YOUR OBJECTIVE:
Repeat all the material exactly; pictures stay out of your copy.

DATA PROVIDED:

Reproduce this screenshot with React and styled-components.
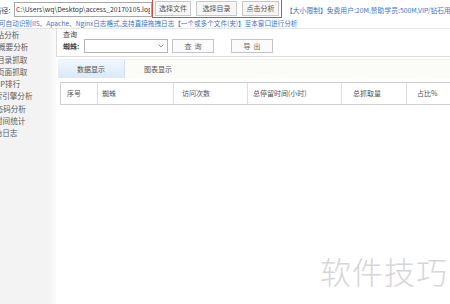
import React from "react"
import styled, { createGlobalStyle } from "styled-components"

const GlobalStyle = createGlobalStyle`
  html, body {
    margin: 0;
    padding: 0;
    background: #ffffff;
  }
  body {
    font-family: "Noto Sans CJK SC", "Noto Sans", sans-serif;
    font-size: 7px;
    color: #444;
  }
`

const Page = styled.div`
  position: relative;
  width: 450px;
  height: 304px;
  overflow: hidden;
  background: #fff;
`

const TopBar = styled.div`
  display: flex;
  align-items: center;
  height: 19px;
  white-space: nowrap;
`

const PathLabel = styled.span`
  margin-left: -6px;
  width: 20px;
  flex: none;
  font-size: 7.3px;
  color: #444;
`

const PathInput = styled.div`
  box-sizing: border-box;
  width: 138px;
  height: 15px;
  flex: none;
  border: 1px solid #a8a8a8;
  padding: 0 1px;
  overflow: hidden;
`

const PathText = styled.span`
  display: block;
  width: 134px;
  overflow: hidden;
  line-height: 13px;
  font-size: 6.8px;
  color: #333;
`

const ButtonGroup = styled.div`
  display: flex;
  gap: 5px;
  align-items: center;
  flex: none;
  height: 18px;
  box-sizing: border-box;
  margin-top: -1px;
  padding: 0 2px;
  border: 1px solid #d24a4a;
  border-top: none;
`

const FileButton = styled.div`
  box-sizing: border-box;
  width: ${props => props.$width}px;
  height: 15px;
  border: 1px solid #c9c9c9;
  background: #f6f6f6;
  text-align: center;
  line-height: 13px;
  color: #555;
`

const Notice = styled.span`
  margin-left: 4px;
  color: #3a74c6;
  font-size: 6.8px;
`

const InfoLine = styled.div`
  height: 9px;
  line-height: 9px;
  margin-left: -1px;
  font-size: 6.6px;
  color: #3a74c6;
  white-space: nowrap;
  border-bottom: 1px solid #e6e6e6;
`

const Body = styled.div`
  display: flex;
  height: 276px;
`

const Sidebar = styled.div`
  width: 56px;
  flex: none;
  overflow: hidden;
  background: linear-gradient(to right, #f3f3f3 0%, #f3f3f3 85%, #fbfbfb 100%);
`

const NavItem = styled.div`
  margin-left: ${props => props.$shift}px;
  height: 12.3px;
  line-height: 12.3px;
  font-size: 7.6px;
  color: #5a5a5a;
  white-space: nowrap;
`

const Main = styled.div`
  flex: 1;
  min-width: 0;
`

const QueryBox = styled.div`
  border-left: 1px solid #dcdcdc;
  border-bottom: 1px solid #dcdcdc;
  padding: 0 0 3px 6px;
`

const QueryTitle = styled.div`
  height: 10px;
  line-height: 10px;
  color: #444;
`

const QueryRow = styled.div`
  display: flex;
  align-items: center;
  height: 14px;
`

const FieldLabel = styled.span`
  width: 21px;
  flex: none;
  font-weight: bold;
  color: #444;
`

const Select = styled.div`
  box-sizing: border-box;
  width: 84px;
  height: 14px;
  border: 1px solid #b4b4b4;
  display: flex;
  align-items: center;
  justify-content: flex-end;
  padding-right: 3px;
`

const ActionButton = styled.div`
  box-sizing: border-box;
  width: 42px;
  height: 14px;
  margin-left: ${props => props.$gap}px;
  border: 1px solid #c4c4c4;
  background: #fbfbfb;
  text-align: center;
  line-height: 12px;
  color: #666;
  letter-spacing: 3px;
  text-indent: 3px;
`

const TabStrip = styled.div`
  display: flex;
  height: 18px;
  margin: 2px 0 0 2px;
  background: #fbfbf8;
  border-top: 1px solid #efefef;
`

const Tab = styled.div`
  width: 66px;
  text-align: center;
  line-height: 18px;
  color: #555;
  background: ${props =>
    props.$active ? "linear-gradient(to bottom, #f1f7fd, #d9e9f8)" : "transparent"};
  border-right: 1px solid ${props => (props.$active ? "#cfe0f0" : "transparent")};
`

const Table = styled.div`
  display: flex;
  height: 21px;
  margin: 4px 0 0 4px;
  border: 1px solid #cfcfcf;
  border-right: none;
`

const HeadCell = styled.div`
  box-sizing: border-box;
  width: ${props => props.$width}px;
  flex: none;
  padding-left: ${props => props.$pad}px;
  line-height: 21px;
  color: #555;
  white-space: nowrap;
  border-right: 1px solid ${props => (props.$last ? "transparent" : "#dedede")};
`

const Watermark = styled.div`
  position: absolute;
  left: 320px;
  top: 248px;
  font-size: 31px;
  font-weight: 300;
  color: #d6d6d6;
  letter-spacing: 1px;
  white-space: nowrap;
`

const navItems = [
  { label: "网站分析", shift: -11 },
  { label: "概要分析", shift: -2 },
  { label: "目录抓取", shift: -3 },
  { label: "页面抓取", shift: -3 },
  { label: "IP排行", shift: -2 },
  { label: "搜索引擎分析", shift: -13 },
  { label: "状态码分析", shift: -12 },
  { label: "时间统计", shift: -5 },
  { label: "原始日志", shift: -13 },
]

const columns = [
  { label: "序号", width: 37, pad: 6 },
  { label: "蜘蛛", width: 76, pad: 4 },
  { label: "访问次数", width: 74, pad: 8 },
  { label: "总停留时间(小时)", width: 94, pad: 5 },
  { label: "总抓取量", width: 65, pad: 11 },
  { label: "占比%", width: 60, pad: 10, last: true },
]

const Chevron = () => (
  <svg width="6" height="4" viewBox="0 0 6 4">
    <path d="M0.5 0.5 L3 3 L5.5 0.5" fill="none" stroke="#777" strokeWidth="0.8" />
  </svg>
)

export default () => {
  return (
    <Page>
      <GlobalStyle />
      <TopBar>
        <PathLabel>路径:</PathLabel>
        <PathInput>
          <PathText>C:\Users\wq\Desktop\access_20170105.log</PathText>
        </PathInput>
        <ButtonGroup>
          <FileButton $width={36}>选择文件</FileButton>
          <FileButton $width={41}>选择目录</FileButton>
          <FileButton $width={37}>点击分析</FileButton>
        </ButtonGroup>
        <Notice>【大小限制】免费用户:20M,赞助学员:500M,VIP/钻石用户:无限制</Notice>
      </TopBar>
      <InfoLine>
        可自动识别IIS、Apache、Nginx日志格式,支持直接拖拽日志【一个或多个文件(夹)】至本窗口进行分析
      </InfoLine>
      <Body>
        <Sidebar>
          {navItems.map(item => (
            <NavItem key={item.label} $shift={item.shift}>
              {item.label}
            </NavItem>
          ))}
        </Sidebar>
        <Main>
          <QueryBox>
            <QueryTitle>查询</QueryTitle>
            <QueryRow>
              <FieldLabel>蜘蛛:</FieldLabel>
              <Select>
                <Chevron />
              </Select>
              <ActionButton $gap={4}>查询</ActionButton>
              <ActionButton $gap={17}>导出</ActionButton>
            </QueryRow>
          </QueryBox>
          <TabStrip>
            <Tab $active>数据显示</Tab>
            <Tab>图表显示</Tab>
          </TabStrip>
          <Table>
            {columns.map(col => (
              <HeadCell key={col.label} $width={col.width} $pad={col.pad} $last={col.last}>
                {col.label}
              </HeadCell>
            ))}
          </Table>
        </Main>
      </Body>
      <Watermark>软件技巧</Watermark>
    </Page>
  )
}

ANSWER BELOW:
Reproduce this screenshot with React and styled-components.
import React from "react"
import styled, { createGlobalStyle } from "styled-components"

const GlobalStyle = createGlobalStyle`
  html, body {
    margin: 0;
    padding: 0;
    background: #ffffff;
  }
  body {
    font-family: "Noto Sans CJK SC", "Noto Sans", sans-serif;
    font-size: 7px;
    color: #444;
  }
`

const Page = styled.div`
  position: relative;
  width: 450px;
  height: 304px;
  overflow: hidden;
  background: #fff;
`

const TopBar = styled.div`
  display: flex;
  align-items: center;
  height: 19px;
  white-space: nowrap;
`

const PathLabel = styled.span`
  margin-left: -6px;
  width: 20px;
  flex: none;
  font-size: 7.3px;
  color: #444;
`

const PathInput = styled.div`
  box-sizing: border-box;
  width: 138px;
  height: 15px;
  flex: none;
  border: 1px solid #a8a8a8;
  padding: 0 1px;
  overflow: hidden;
`

const PathText = styled.span`
  display: block;
  width: 134px;
  overflow: hidden;
  line-height: 13px;
  font-size: 6.8px;
  color: #333;
`

const ButtonGroup = styled.div`
  display: flex;
  gap: 5px;
  align-items: center;
  flex: none;
  height: 18px;
  box-sizing: border-box;
  margin-top: -1px;
  padding: 0 2px;
  border: 1px solid #d24a4a;
  border-top: none;
`

const FileButton = styled.div`
  box-sizing: border-box;
  width: ${props => props.$width}px;
  height: 15px;
  border: 1px solid #c9c9c9;
  background: #f6f6f6;
  text-align: center;
  line-height: 13px;
  color: #555;
`

const Notice = styled.span`
  margin-left: 4px;
  color: #3a74c6;
  font-size: 6.8px;
`

const InfoLine = styled.div`
  height: 9px;
  line-height: 9px;
  margin-left: -1px;
  font-size: 6.6px;
  color: #3a74c6;
  white-space: nowrap;
  border-bottom: 1px solid #e6e6e6;
`

const Body = styled.div`
  display: flex;
  height: 276px;
`

const Sidebar = styled.div`
  width: 56px;
  flex: none;
  overflow: hidden;
  background: linear-gradient(to right, #f3f3f3 0%, #f3f3f3 85%, #fbfbfb 100%);
`

const NavItem = styled.div`
  margin-left: ${props => props.$shift}px;
  height: 12.3px;
  line-height: 12.3px;
  font-size: 7.6px;
  color: #5a5a5a;
  white-space: nowrap;
`

const Main = styled.div`
  flex: 1;
  min-width: 0;
`

const QueryBox = styled.div`
  border-left: 1px solid #dcdcdc;
  border-bottom: 1px solid #dcdcdc;
  padding: 0 0 3px 6px;
`

const QueryTitle = styled.div`
  height: 10px;
  line-height: 10px;
  color: #444;
`

const QueryRow = styled.div`
  display: flex;
  align-items: center;
  height: 14px;
`

const FieldLabel = styled.span`
  width: 21px;
  flex: none;
  font-weight: bold;
  color: #444;
`

const Select = styled.div`
  box-sizing: border-box;
  width: 84px;
  height: 14px;
  border: 1px solid #b4b4b4;
  display: flex;
  align-items: center;
  justify-content: flex-end;
  padding-right: 3px;
`

const ActionButton = styled.div`
  box-sizing: border-box;
  width: 42px;
  height: 14px;
  margin-left: ${props => props.$gap}px;
  border: 1px solid #c4c4c4;
  background: #fbfbfb;
  text-align: center;
  line-height: 12px;
  color: #666;
  letter-spacing: 3px;
  text-indent: 3px;
`

const TabStrip = styled.div`
  display: flex;
  height: 18px;
  margin: 2px 0 0 2px;
  background: #fbfbf8;
  border-top: 1px solid #efefef;
`

const Tab = styled.div`
  width: 66px;
  text-align: center;
  line-height: 18px;
  color: #555;
  background: ${props =>
    props.$active ? "linear-gradient(to bottom, #f1f7fd, #d9e9f8)" : "transparent"};
  border-right: 1px solid ${props => (props.$active ? "#cfe0f0" : "transparent")};
`

const Table = styled.div`
  display: flex;
  height: 21px;
  margin: 4px 0 0 4px;
  border: 1px solid #cfcfcf;
  border-right: none;
`

const HeadCell = styled.div`
  box-sizing: border-box;
  width: ${props => props.$width}px;
  flex: none;
  padding-left: ${props => props.$pad}px;
  line-height: 21px;
  color: #555;
  white-space: nowrap;
  border-right: 1px solid ${props => (props.$last ? "transparent" : "#dedede")};
`

const Watermark = styled.div`
  position: absolute;
  left: 320px;
  top: 248px;
  font-size: 31px;
  font-weight: 300;
  color: #d6d6d6;
  letter-spacing: 1px;
  white-space: nowrap;
`

const navItems = [
  { label: "网站分析", shift: -11 },
  { label: "概要分析", shift: -2 },
  { label: "目录抓取", shift: -3 },
  { label: "页面抓取", shift: -3 },
  { label: "IP排行", shift: -2 },
  { label: "搜索引擎分析", shift: -13 },
  { label: "状态码分析", shift: -12 },
  { label: "时间统计", shift: -5 },
  { label: "原始日志", shift: -13 },
]

const columns = [
  { label: "序号", width: 37, pad: 6 },
  { label: "蜘蛛", width: 76, pad: 4 },
  { label: "访问次数", width: 74, pad: 8 },
  { label: "总停留时间(小时)", width: 94, pad: 5 },
  { label: "总抓取量", width: 65, pad: 11 },
  { label: "占比%", width: 60, pad: 10, last: true },
]

const Chevron = () => (
  <svg width="6" height="4" viewBox="0 0 6 4">
    <path d="M0.5 0.5 L3 3 L5.5 0.5" fill="none" stroke="#777" strokeWidth="0.8" />
  </svg>
)

export default () => {
  return (
    <Page>
      <GlobalStyle />
      <TopBar>
        <PathLabel>路径:</PathLabel>
        <PathInput>
          <PathText>C:\Users\wq\Desktop\access_20170105.log</PathText>
        </PathInput>
        <ButtonGroup>
          <FileButton $width={36}>选择文件</FileButton>
          <FileButton $width={41}>选择目录</FileButton>
          <FileButton $width={37}>点击分析</FileButton>
        </ButtonGroup>
        <Notice>【大小限制】免费用户:20M,赞助学员:500M,VIP/钻石用户:无限制</Notice>
      </TopBar>
      <InfoLine>
        可自动识别IIS、Apache、Nginx日志格式,支持直接拖拽日志【一个或多个文件(夹)】至本窗口进行分析
      </InfoLine>
      <Body>
        <Sidebar>
          {navItems.map(item => (
            <NavItem key={item.label} $shift={item.shift}>
              {item.label}
            </NavItem>
          ))}
        </Sidebar>
        <Main>
          <QueryBox>
            <QueryTitle>查询</QueryTitle>
            <QueryRow>
              <FieldLabel>蜘蛛:</FieldLabel>
              <Select>
                <Chevron />
              </Select>
              <ActionButton $gap={4}>查询</ActionButton>
              <ActionButton $gap={17}>导出</ActionButton>
            </QueryRow>
          </QueryBox>
          <TabStrip>
            <Tab $active>数据显示</Tab>
            <Tab>图表显示</Tab>
          </TabStrip>
          <Table>
            {columns.map(col => (
              <HeadCell key={col.label} $width={col.width} $pad={col.pad} $last={col.last}>
                {col.label}
              </HeadCell>
            ))}
          </Table>
        </Main>
      </Body>
      <Watermark>软件技巧</Watermark>
    </Page>
  )
}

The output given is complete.